RAW DATA:
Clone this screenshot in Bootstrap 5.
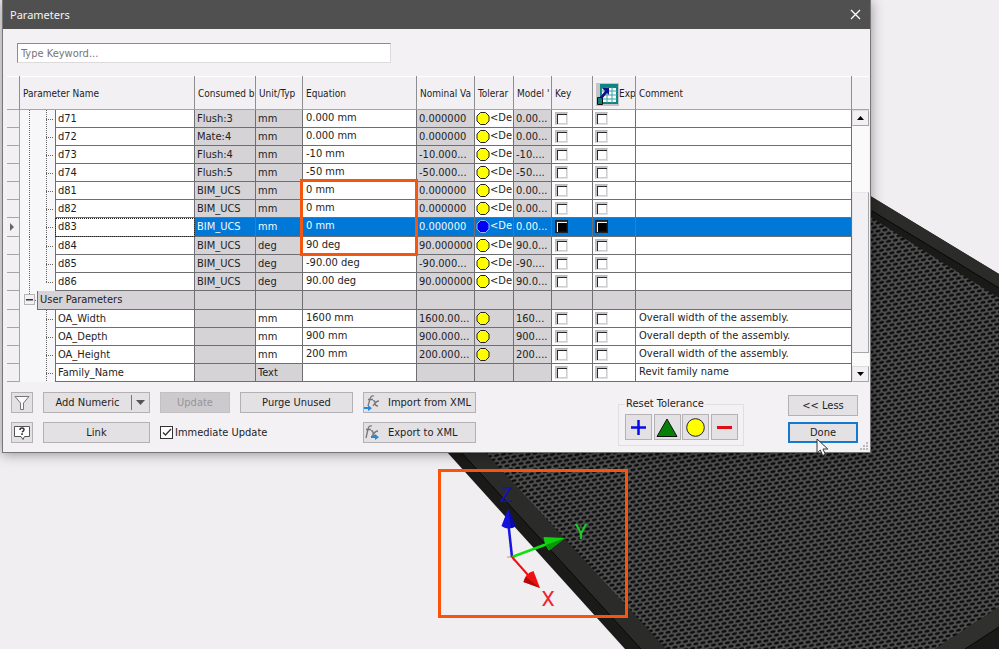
<!DOCTYPE html>
<html lang="en">
<head>
<meta charset="utf-8">
<meta name="viewport" content="width=device-width, initial-scale=1">
<title>Parameters</title>
<link href="https://cdn.jsdelivr.net/npm/bootstrap@5.3.0/dist/css/bootstrap.min.css" rel="stylesheet">
<style>
  body { font: 11px/14px Tahoma, "DejaVu Sans Condensed", "DejaVu Sans", sans-serif; color: #1e1d24; background: #f0eef1; }
  .scene { inset: 0; z-index: 0; }
  .dialog { margin: 0 128px 0 2px; background: #f3f1f4; border: 1px solid #777; border-top: 0; box-shadow: 0 1px 12px rgba(0,0,0,.4); z-index: 1; }
  .titlebar { background: #505050; color: #f4f4f4; height: 29px; padding: 0 7px; font: 11px/16px "Noto Sans", sans-serif; }
  .close-x { background: none; border: 0; padding: 0; width: 15px; height: 15px; display: flex; }
  .search-wrap { padding: 14px 14px 13px; }
  .search { width: 374px; max-width: 100%; height: 20px; border: 1px solid #dcdadd; border-top-color: #8c8b8d; border-left-color: #8c8b8d; padding: 0 3px; font: inherit; background: #fff; outline: 0; }
  .search::placeholder { color: #77757a; opacity: 1; }

  .params { table-layout: fixed; border-collapse: separate; border-spacing: 0; width: 100%; }
  .params th { height: 34px; background: #f2f0f3; font-size: 10px; font-weight: 400; padding: 3px 0 0 3px; border-right: 1px solid #8f8e90; border-bottom: 1px solid #a5a4a6; box-shadow: inset 0 1px 0 #fff; overflow: hidden; white-space: nowrap; }
  .params td { height: 18px; padding: 0 2px; background: #fff; border-right: 1px solid #6f6e70; border-bottom: 1px solid #6f6e70; overflow: hidden; white-space: nowrap; line-height: 17px; vertical-align: top; }
  .params td.raised { padding-left: 3px; line-height: 15px; }
  .params td.tol { padding-left: 1px; }
  .params td.locked { background: #d5d3d6; }
  .params td.selector { background: #f2f0f3; border-color: #a5a4a6; padding-left: 3px; }
  .params td.gutter { background-color: #f7f6f8; border: 0; padding: 0; }
  .params td.trunk, .params td.branch, .params td.leaf { background-repeat: no-repeat; background-image: repeating-linear-gradient(#666 0 1px, transparent 1px 2px), repeating-linear-gradient(90deg, #666 0 1px, transparent 1px 2px); }
  .params td.trunk { background-size: 1px 100%, 0 0; background-position: 9px 0, 0 0; }
  .params td.branch { background-size: 1px 100%, 8px 1px; background-position: 9px 0, 9px 9px; }
  .params td.leaf { background-size: 1px 9px, 8px 1px; background-position: 9px 0, 9px 9px; }
  .params td.pname { border-left: 1px solid #6f6e70; }
  .params tr.tall td { height: 19px; }
  .params tr.current td.pick { background: #0078d7; color: #f4f8fc; }
  .params tr.current td.pname { outline: 1px dotted #222; outline-offset: -1px; }
  .params td.tick { line-height: 0; padding: 2px 0 0 3px; }
  .params td.tick + td.tick { padding-left: 2px; }
  .expander { width: 11px; height: 11px; margin: 3px 0 0 4px; padding: 0; background: #f2f0f3; border: 1px solid #b5b4b6; line-height: 0; display: flex; align-items: center; justify-content: center; }
  .sunk { appearance: none; margin: 0; width: 13px; height: 13px; background: #fff; border: 1px solid #bdbbbe; border-right-color: #e3e1e4; border-bottom-color: #e3e1e4; box-shadow: inset 1px 1px 0 #c4c2c5, inset 2px 2px 0 #2a2a2a, inset -1px -1px 0 #cfcdd0; }
  .current .sunk { background: #000; border-color: #222; box-shadow: inset 1px 1px 0 #333, inset 2px 2px 0 #f4f4f4, inset -1px -1px 0 #111; }

  .grid-wrap { padding-right: 1px; }
  .scroller { width: 17px; background: #fafafa; }
  .scroller-head { height: 34px; background: #f2f0f3; border-bottom: 1px solid #a5a4a6; box-shadow: inset 0 1px 0 #fff; }
  .scroller button { height: 16px; padding: 0; background: #f2f0f3; border: 1px solid #dedce0; border-right-color: #a5a4a6; border-bottom-color: #a5a4a6; line-height: 0; }
  .track-top { flex: 67 0 0; }
  .thumb { flex: 161 0 0; background: #f2f0f3; border: 1px solid #e8e6e9; border-right-color: #a5a4a6; border-bottom-color: #a5a4a6; }
  .track-bottom { flex: 13 0 0; }

  .callout { border: 3px solid #f4560f; left: 297px; top: 103px; width: 118px; height: 77px; pointer-events: none; }
  .panel { padding: 10px 12px 6px 8px; }
  .actions { display: grid; grid-template-columns: 22px 107px 70px 113px 113px; gap: 9px 10px; }
  .actions > *, .side > * { height: 21px; }
  .flat { font: inherit; color: inherit; background: #e3e1e4; border: 1px solid #b3b1b4; padding: 0; display: flex; align-items: center; justify-content: center; white-space: nowrap; }
  .flat:disabled { background: #cccacd; border-color: #c2c0c3; color: #97959a; }
  .flat.primary { border: 2px solid #1279cf; }
  .split-mark { width: 18px; height: 15px; border-left: 1px solid #777; }
  .tickbox { appearance: none; flex: none; margin: 0 2px 0 0; width: 13px; height: 13px; background: #fff; border: 1px solid #333; }
  .tick-art { left: 2px; top: 6px; pointer-events: none; }
  .tolerance { border: 1px solid #e0dee1; padding: 0 5px 5px 6px; min-width: 0; width: 126px; margin: 5px 44px 0 0; }
  .tolerance legend { float: none; width: auto; font-size: 11px; line-height: 14px; padding: 0 1px; margin: 0 0 3px; }
  .tolerance .flat { width: 27px; height: 26px; }
  .side { display: grid; grid-template-columns: 70px; gap: 6px; align-content: start; padding-top: 3px; }
  .grip { right: 1px; bottom: 1px; }
</style>
<script src="https://cdn.jsdelivr.net/npm/bootstrap@5.3.0/dist/js/bootstrap.bundle.min.js"></script>
</head>
<body>
<main class="position-relative min-vh-100 overflow-hidden">

  <svg class="scene position-absolute w-100 h-100" viewBox="0 0 999 649" preserveAspectRatio="xMinYMin slice" aria-label="Model view">
    <defs>
      <pattern id="mesh" width="7" height="8" patternUnits="userSpaceOnUse" patternTransform="skewY(-9)">
        <rect width="7" height="8" fill="#555"/>
        <g fill="#0d0d0d">
          <ellipse cx="3" cy="2" rx="2.7" ry="1.6"/>
          <ellipse cx="-.5" cy="6" rx="2.7" ry="1.6"/>
          <ellipse cx="6.5" cy="6" rx="2.7" ry="1.6"/>
        </g>
      </pattern>
    </defs>
    <rect width="999" height="649" fill="#f0eef1"/>
    <path d="M355 350 447 452 625 649H999V274L872 197 700 93Z" fill="#1a1a18"/>
    <path d="M461 452 641 649H666L485 452 394 353 370 353ZM872 197 999 274V288L872 211 700 105V93Z" fill="#2b2b2a"/>
    <path d="M394 353 485 452 666 649H935L999 607V298L872 218 700 110Z" fill="url(#mesh)"/>
    <path d="M935 649 999 607V627L965 649Z" fill="#30302f"/>
    <path d="M965 649 999 627M461 452 641 649M872 211 999 288" stroke="#080808" fill="none"/>
    <path d="M507 557h9M511 553l3 8" stroke="#d69a4a" stroke-width="1"/>
    <path d="M512 557 508.500 525" stroke="#1616e0" stroke-width="2.500"/>
    <path d="M508 509 501.500 526q7 5 14.500 0Z" fill="#1212d8"/>
    <path d="M509 512 511 528q4-1 5-2Z" fill="#0a0aa4"/>
    <path d="M512 557 547 544" stroke="#10e010" stroke-width="2.500"/>
    <path d="M565 538 543.500 537q1 8 5.500 13.500Z" fill="#0fd20f"/>
    <path d="M565 538 546 545 549 550.500Z" fill="#079a07"/>
    <path d="M512 557 528 575" stroke="#f01010" stroke-width="2"/>
    <path d="M540 588 533.500 571q-8 2-10 11Z" fill="#ee1111"/>
    <path d="M540 588 526 577q-2 3-2.500 5Z" fill="#b00b0b"/>
    <g font-family="Roboto, sans-serif" font-size="21" font-weight="400" text-anchor="middle">
      <text x="506" y="502" fill="#1414b4">Z</text>
      <text x="581" y="539" fill="#18cf28">Y</text>
      <text x="548" y="606" fill="#ee2430">X</text>
    </g>
    <rect x="439.500" y="470.500" width="187" height="146" fill="none" stroke="#fb520c" stroke-width="3"/>
  </svg>

  <section class="dialog position-relative" aria-label="Parameters">
    <header class="titlebar d-flex align-items-center justify-content-between">
      <span>Parameters</span>
      <button class="close-x align-items-center justify-content-center" type="button" aria-label="Close"><svg width="11" height="11" viewBox="0 0 11 11"><path d="M1 1 10 10M10 1 1 10" stroke="#fff" stroke-width="1.300"/></svg></button>
    </header>

    <div class="search-wrap"><input class="search d-block" type="text" placeholder="Type Keyword..." aria-label="Type Keyword"></div>

    <div class="grid-wrap position-relative d-flex">
      <div class="flex-grow-1 overflow-hidden ps-1">
      <table class="params">
        <colgroup>
          <col style="width:13px"><col style="width:17px"><col style="width:18px"><col style="width:140px"><col style="width:61px"><col style="width:47px"><col style="width:114px"><col style="width:58px"><col style="width:39px"><col style="width:38px"><col style="width:41px"><col style="width:43px"><col>
        </colgroup>
        <thead>
          <tr>
            <th></th><th colspan="3">Parameter Name</th><th>Consumed b</th><th>Unit/Typ</th><th>Equation</th><th>Nominal Va</th><th>Tolerar</th><th>Model '</th><th>Key</th>
            <th><span class="d-flex align-items-center"><svg class="flex-shrink-0" width="23" height="23" viewBox="0 0 23 23"><path fill="#c6c4c7" d="M0 0h23v23H0z"/><path fill="#fff" stroke="#0e8585" stroke-width="2" d="M5 2h16v18H5z"/><path fill="#0e8585" d="M5 2h16v3H5z"/><path d="M5 8h16M5 12h16M5 16h16M11 4v16M16 4v16" stroke="#35a5a5"/><path fill="#0e7d78" stroke="#111" d="M1.500 14.500h5v7h-5z"/><path fill="#10108a" d="M6 5h7v7l-2-2-5 6-2-2 5-6Z"/></svg>Exp</span></th>
            <th>Comment</th>
          </tr>
        </thead>
        <tbody id="rows"></tbody>
      </table>
      </div>
      <div class="scroller d-flex flex-column flex-shrink-0">
        <div class="scroller-head"></div>
        <button type="button" aria-label="Scroll up"><svg width="7" height="4"><path d="M0 4 3.500 0 7 4Z"/></svg></button>
        <div class="track-top"></div><div class="thumb"></div><div class="track-bottom"></div>
        <button type="button" aria-label="Scroll down"><svg width="7" height="4"><path d="M0 0 3.500 4 7 0Z"/></svg></button>
      </div>
      <div class="callout position-absolute"></div>
    </div>

    <footer class="panel d-flex justify-content-between">
      <div class="actions align-content-start">
        <button class="flat" type="button" aria-label="Filter"><svg width="16" height="16" viewBox="0 0 16 16"><path d="M1 1.500h14L9.500 8v6.500h-3V8Z" fill="#f8f8f8" stroke="#777"/></svg></button>
        <button class="flat" type="button"><span class="flex-grow-1">Add Numeric</span><span class="split-mark d-flex align-items-center justify-content-center"><svg width="9" height="5"><path d="M0 0h9L4.500 5Z" fill="#555"/></svg></span></button>
        <button class="flat" type="button" disabled>Update</button>
        <button class="flat" type="button">Purge Unused</button>
        <button class="flat justify-content-start" type="button"><svg class="flex-shrink-0" width="16" height="17" viewBox="0 0 16 17"><g fill="none" stroke="#777" stroke-width="1.300"><path d="M10 2q-3-1-4 3L4 12M4 5.500h5M9 7q2-1 2 2t3 3M15 7q-3 0-6 5"/></g><path d="M0 13h4v-2l4 3.200L4 17v-2H0Z" fill="#2788da"/></svg><span class="ps-2">Import from XML</span></button>
        <button class="flat" type="button" aria-label="Help"><svg width="16" height="16" viewBox="0 0 16 16"><path d="M.5 1.500h15v10h-5L9 14.500l-2-3H.5Z" fill="#fff" stroke="#555"/><path d="M6 5q0-2 2-2t2 1.700Q10 6 8 7" fill="none" stroke="#333" stroke-width="1.500"/><path d="M7.200 8.300h1.600v1.600H7.200z" fill="#333"/></svg></button>
        <button class="flat" type="button">Link</button>
        <label class="position-relative d-flex align-items-center text-nowrap"><input class="tickbox" type="checkbox" checked>Immediate Update<svg class="tick-art position-absolute" width="10" height="9"><path d="M1 4.500 3.500 7 9 1" fill="none" stroke="#333" stroke-width="1.300"/></svg></label>
        <span></span>
        <button class="flat justify-content-start" type="button"><svg class="flex-shrink-0" width="16" height="17" viewBox="0 0 16 17"><g fill="none" stroke="#777" stroke-width="1.300"><path d="M8 2q-3-1-4 3L2 14M2 5.500h5M7 7q2-1 2 2t3 3M14 7q-3 0-6 5"/></g><path d="M7 12h4v-2l4 3.200L11 16v-2H7Z" fill="#2788da"/></svg><span class="ps-2">Export to XML</span></button>
      </div>
      <div class="d-flex align-items-start">
        <fieldset class="tolerance">
          <legend>Reset Tolerance</legend>
          <div class="d-flex justify-content-between">
            <button class="flat" type="button" aria-label="Plus"><svg width="15" height="15"><path d="M0 7.500h15M7.500 0v15" stroke="#0a0aea" stroke-width="2.500"/></svg></button>
            <button class="flat" type="button" aria-label="Triangle"><svg width="22" height="19"><path d="M11 1 21 18.500H1Z" fill="#078007" stroke="#111"/></svg></button>
            <button class="flat" type="button" aria-label="Circle"><svg width="19" height="19"><circle cx="9.500" cy="9.500" r="8.800" fill="#ff0" stroke="#222"/></svg></button>
            <button class="flat" type="button" aria-label="Minus"><svg width="15" height="3"><path d="M0 0h15v3H0z" fill="#e00d12"/></svg></button>
          </div>
        </fieldset>
        <div class="side">
          <button class="flat" type="button">&lt;&lt; Less</button>
          <button class="flat primary" type="button">Done</button>
        </div>
      </div>
    </footer>
    <svg class="grip position-absolute" width="9" height="9"><path d="M6 0h2v2H6zM3 3h2v2H3zM6 3h2v2H6zM0 6h2v2H0zM3 6h2v2H3zM6 6h2v2H6z" fill="#bbb9bc"/></svg>
  </section>

  <svg class="position-absolute z-3" style="left:816px;top:438px" width="14" height="19" viewBox="0 0 14 19"><path d="M1 1v14l3.300-3 2.400 5.500 2.600-1.200L7 11h4.800Z" fill="#f6f6f6" stroke="#333"/></svg>
</main>

<script>
  // name, consumed by, unit, equation, nominal, tolerance label, model, comment
  const data = [
    ['d71', 'Flush:3', 'mm', '0.000 mm', '0.000000', '<De', '0.00...'],
    ['d72', 'Mate:4', 'mm', '0.000 mm', '0.000000', '<De', '0.00...'],
    ['d73', 'Flush:4', 'mm', '-10 mm', '-10.000...', '<De', '-10....'],
    ['d74', 'Flush:5', 'mm', '-50 mm', '-50.000...', '<De', '-50....'],
    ['d81', 'BIM_UCS', 'mm', '0 mm', '0.000000', '<De', '0.00...'],
    ['d82', 'BIM_UCS', 'mm', '0 mm', '0.000000', '<De', '0.00...'],
    ['d83', 'BIM_UCS', 'mm', '0 mm', '0.000000', '<De', '0.00...'],
    ['d84', 'BIM_UCS', 'deg', '90 deg', '90.000000', '<De', '90.0...'],
    ['d85', 'BIM_UCS', 'deg', '-90.00 deg', '-90.000...', '<De', '-90....'],
    ['d86', 'BIM_UCS', 'deg', '90.00 deg', '90.000000', '<De', '90.0...'],
    null,
    ['OA_Width', '', 'mm', '1600 mm', '1600.00...', '', '160...', 'Overall width of the assembly.'],
    ['OA_Depth', '', 'mm', '900 mm', '900.000...', '', '900....', 'Overall depth of the assembly.'],
    ['OA_Height', '', 'mm', '200 mm', '200.000...', '', '200....', 'Overall width of the assembly.'],
    ['Family_Name', '', 'Text', '', '', '', '', 'Revit family name']
  ];
  const esc = s => (s || '').replace('<', '&lt;');
  const dot = on => `<svg class="float-start" width="14" height="17" viewBox="0 0 14 17"><path d="M4.500 2.500h5l3.500 3.500v5l-3.500 3.500h-5L1 11V6Z" fill="${on ? '#0000f5' : '#ff0'}" stroke="${on ? '#9bb8f0' : '#222'}"/></svg>`;
  document.getElementById('rows').innerHTML = data.map((r, i) => {
    if (!r) return `<tr class="tall"><td class="selector"></td><td class="gutter leaf"><button class="expander" type="button" aria-label="Collapse"><svg width="7" height="2"><path d="M0 0h7v1.500H0z" fill="#333"/></svg></button></td><td class="locked pname" colspan="2">User Parameters</td>${'<td class="locked"></td>'.repeat(9)}</tr>`;
    const cur = r[0] === 'd83', user = i > 10, text = r[2] === 'Text';
    const box = n => `<td class="tick pick"><input class="sunk" type="checkbox" aria-label="${n} ${r[0]}"></td>`;
    return `<tr class="${cur ? 'current tall' : ''}">
      <td class="selector">${cur ? '<svg width="4" height="8"><path d="M0 0 4 4 0 8Z" fill="#666"/></svg>' : ''}</td>
      <td class="gutter ${user ? '' : 'trunk'}"></td>
      <td class="gutter ${r[0] === 'd86' ? 'leaf' : 'branch'}"></td>
      <td class="pname">${r[0]}</td>
      <td class="locked pick">${r[1]}</td>
      <td class="pick ${!user || text ? 'locked' : ''}">${r[2]}</td>
      <td class="pick raised">${r[3]}</td>
      <td class="locked pick">${r[4]}</td>
      <td class="raised tol pick ${user ? 'locked' : ''}">${text ? '' : dot(cur)}${esc(r[5])}</td>
      <td class="locked pick">${r[6]}</td>
      ${box('Key')}${box('Export')}
      <td class="pick raised">${r[7] || ''}</td></tr>`;
  }).join('');
</script>
</body>
</html>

THE TASK:
Write out exactly the lines between the start of the data and the line with "#77757a; opacity: 1;", including both, but none of the pictures.

WRITTEN ANSWER:
Clone this screenshot in Bootstrap 5.
<!DOCTYPE html>
<html lang="en">
<head>
<meta charset="utf-8">
<meta name="viewport" content="width=device-width, initial-scale=1">
<title>Parameters</title>
<link href="https://cdn.jsdelivr.net/npm/bootstrap@5.3.0/dist/css/bootstrap.min.css" rel="stylesheet">
<style>
  body { font: 11px/14px Tahoma, "DejaVu Sans Condensed", "DejaVu Sans", sans-serif; color: #1e1d24; background: #f0eef1; }
  .scene { inset: 0; z-index: 0; }
  .dialog { margin: 0 128px 0 2px; background: #f3f1f4; border: 1px solid #777; border-top: 0; box-shadow: 0 1px 12px rgba(0,0,0,.4); z-index: 1; }
  .titlebar { background: #505050; color: #f4f4f4; height: 29px; padding: 0 7px; font: 11px/16px "Noto Sans", sans-serif; }
  .close-x { background: none; border: 0; padding: 0; width: 15px; height: 15px; display: flex; }
  .search-wrap { padding: 14px 14px 13px; }
  .search { width: 374px; max-width: 100%; height: 20px; border: 1px solid #dcdadd; border-top-color: #8c8b8d; border-left-color: #8c8b8d; padding: 0 3px; font: inherit; background: #fff; outline: 0; }
  .search::placeholder { color: #77757a; opacity: 1; }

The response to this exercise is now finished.